“…cuando llegó el día señalado por Dios…” Gálatas 4:4
Hombres y mujeres de los más diversos lugares habían llegado para empadronarse, según el edicto imperial de Augusto César, que establecía que cada habitante debía volver “a su propia ciudad” para dar cumplimiento al decreto. Por eso José y María habían viajado a Belén (Lucas 2:1-5).
Al llegar, debido al estado de gravidez de María, la prioridad era dónde alojarse. Contrariamente a lo esperado, ¡no había un solo lugar disponible! Pero buscando y preguntando, José y María llegaron finalmente a una posada, donde su dueño les ofreció lo único que tenía disponible en ese momento: un pesebre al fondo de la casa: ¡lo lamento, el resto está todo ocupado!

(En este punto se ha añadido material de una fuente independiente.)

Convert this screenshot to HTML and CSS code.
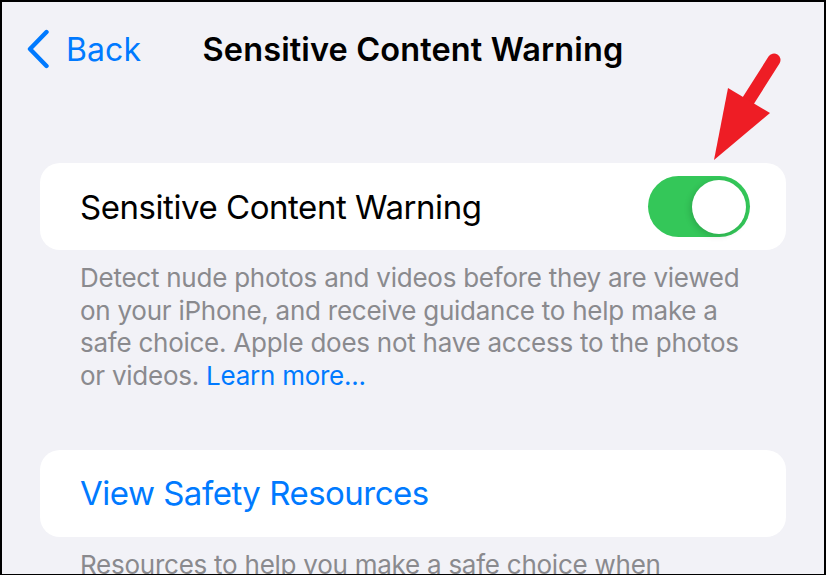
FILE: index.html
```html
<!DOCTYPE html>
<html lang="en">
<head>
<meta charset="utf-8">
<title>Sensitive Content Warning</title>
<link rel="stylesheet" href="styles.css">
</head>
<body>
<div class="screen">
  <header class="nav">
    <a class="back" href="#">
      <svg class="chev" width="24" height="40" viewBox="0 0 24 40" aria-hidden="true">
        <polyline points="19.5,3 3,20 19.5,37" fill="none" stroke="#007aff" stroke-width="4.4" stroke-linecap="round" stroke-linejoin="round"/>
      </svg>
      <span>Back</span>
    </a>
    <h1 class="title">Sensitive Content Warning</h1>
    <div class="spacer"></div>
  </header>

  <main class="content">
    <section class="group">
      <div class="card row">
        <span class="label">Sensitive Content Warning</span>
        <span class="toggle on"><span class="knob"></span></span>
      </div>
      <p class="footer">Detect nude photos and videos before they are viewed on your iPhone, and receive guidance to help make a safe choice. Apple does not have access to the photos or videos. <a href="#" class="link">Learn more...</a></p>
    </section>

    <section class="group second">
      <div class="card row">
        <span class="label link">View Safety Resources</span>
      </div>
      <p class="footer">Resources to help you make a safe choice when</p>
    </section>
  </main>

  <svg class="annot" width="90" height="120" viewBox="0 0 90 120" aria-hidden="true">
    <line x1="70" y1="9" x2="44" y2="50" stroke="#ee1d25" stroke-width="13" stroke-linecap="round"/>
    <polygon points="24,37 66,62 10,109" fill="#ee1d25"/>
  </svg>
</div>
</body>
</html>
```

FILE: styles.css
```css
* { box-sizing: border-box; }
html, body { margin: 0; padding: 0; }
body {
  width: 826px;
  height: 575px;
  overflow: hidden;
  font-family: Inter, "Noto Sans", "Liberation Sans", sans-serif;
  background: #000;
}
.screen {
  position: relative;
  width: 826px;
  height: 575px;
  border-style: solid;
  border-color: #000;
  border-width: 2px 2px 1px 2px;
  background: #f2f2f7;
  overflow: hidden;
}
.nav {
  height: 94px;
  display: grid;
  grid-template-columns: 1fr auto 1fr;
  align-items: center;
}
.back {
  display: flex;
  align-items: center;
  gap: 15px;
  padding-left: 25px;
  color: #007aff;
  text-decoration: none;
  font-size: 32px;
  letter-spacing: 0.1px;
}
.chev { display: block; }
.title {
  margin: 0;
  font-size: 32.5px;
  font-weight: 600;
  color: #000;
  letter-spacing: 0.12px;
}
.content {
  padding: 67px 38px 0 38px;
}
.card {
  background: #fff;
  border-radius: 20px;
  height: 87px;
}
.row {
  display: flex;
  align-items: center;
  justify-content: space-between;
  padding: 0 36px 0 40px;
}
.label {
  font-size: 33px;
  color: #000;
  letter-spacing: -0.45px;
}
.label.link { color: #007aff; letter-spacing: -0.5px; }
.toggle {
  width: 102px;
  height: 61px;
  border-radius: 31px;
  background: #34c759;
  display: flex;
  align-items: center;
  justify-content: flex-end;
  padding: 0 4px;
}
.knob {
  width: 54px;
  height: 54px;
  border-radius: 50%;
  background: #fff;
  box-shadow: -2px 2px 6px rgba(0,0,0,0.15);
}
.footer {
  margin: 12px 0 0 0;
  padding: 0 40px;
  font-size: 26px;
  line-height: 32.7px;
  color: #8a8a8e;
  letter-spacing: -0.25px;
}
.link { color: #007aff; text-decoration: none; }
.second { margin-top: 57px; }
.annot {
  position: absolute;
  left: 702px;
  top: 49px;
}
```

Les explicó el hombre con cierta indiferencia.
Y no habiendo otra salida mejor, José y María aceptaron el pesebre. Agotados, se acomodaron como pudieron y arreglaron un pequeño espacio para la llegada del Niño que estaba por nacer. Horas más tarde, en ese ambiente sucio y maloliente, tan rústico e indigno, con la sola compañía de animales, sin que nadie lo supiera en toda la aldea, nacía Jesús, el Salvador del mundo.
A diferencia de un alumbramiento normal, no había nadie para ayudar a María en el parto, para darle la bienvenida, para suplir sus necesidades básicas o para acompañar a esos solitarios padres. Ningún amigo, ningún pariente, ningún alma solidaria, ningún comunicador para difundir la noticia.
Y si alguno se enteró del nacimiento, habrá pensado que se trataba de un alumbramiento común y de un niño pobre más sobre esta tierra.
Así fue como nació el Prometido de Dios, el Salvador, la Luz del mundo, de la manera más inesperada, en el lugar menos pensado, y ante la indiferencia menos merecida.
El poderoso Dueño del universo, naciendo en el sitio más humilde, identificándose con las carencias humanas de todos los tiempos, y mostrando la excelencia incomparable de la humildad, como la virtud que hace realmente grande a los hombres, porque “la verdadera grandeza siempre ha de vivirse con humildad” de lo contrario la grandeza deja de ser, para convertirse en orgullo, sed de fama o ambición de poder.
Jesús no vino al mundo por casualidad, ni tampoco en un momento cualquiera, vino “…cuando llegó el día señalado por Dios…” (Gálatas 4:4), cuando llegó la hora indicada, según los sabios y eternos planes de Dios.
La Navidad es para recordar, honrar y dar toda alabanza, honor y gloria al que existiendo “…en forma de Dios, no consideró el ser igual a Dios como algo a qué aferrarse, sino que se despojó así mismo tomando forma de siervo, haciéndose semejante a los hombres”. (Filipenses 2:6-7).
Tal fue el comienzo conmovedor de la historia más grande de todos los tiempos.
¡La historia de tu salvación y de la mía!